Shuttering expenses are calculated at 15–18% of the building’s overall construction costs. To shape the concrete, shuttering work is done. The rule of thumb for calculating the amount of shuttering needed is 6 times the amount of concrete or 2.4 times the area of the plinth.

For example, If the concrete quantity is 0.5m3, then

Area of Shuttering = 0.5 x 6 = 3m2

Components of Shuttering:-

The Shuttering plate Ply, Battens and Nails are components of Shuttering.

Shuttering Ply Quantity estimation:

Suppose, The shuttering Ply has a length, width and depth of 2.44 x 1.22 x 0.012

The Number of Shuttering Ply sheets = 0.22 times of Shuttering

Suppose, the shuttering area = 3m

Then Ply required for shuttering = 0.22 x 3 = 0.66m2

Battens Quantity Calculation:

Shuttering batten usually has a length & width of 75mm x 40mm.

Batten Quantity = 19.82 x No. of Ply Sheets

If work requires 25 Ply sheets, the total quantity of Battens are 19.82 x 25 = 495 Battens

Nails & Binding Wire Quantity Calculation in Shuttering:

Approximately, 75 gms of Nails used in the shuttering of the 1m2 area.

75gms of Binding wire is used for every 1m2 of Shuttering.

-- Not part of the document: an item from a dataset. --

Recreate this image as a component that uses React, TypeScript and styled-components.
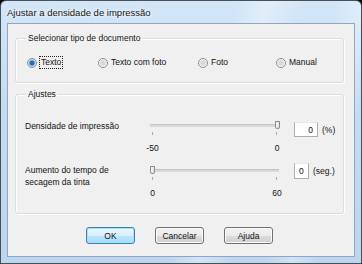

Thumb rule for Shuttering oil estimation :

Shuttering oil is applied on the shuttering plate surface used to de-frame or de-assemble from the concrete easily.

Total required Shuttering oil  = 0.065 x Total Area of Shuttering

(or)

For every 15m2 of shuttering 1 liter of shuttering oil is consumed.

Example :

If, total area of shuttering is 15 m2, then Shuttering oil Consumption = 0.065 x 15 = 0.975.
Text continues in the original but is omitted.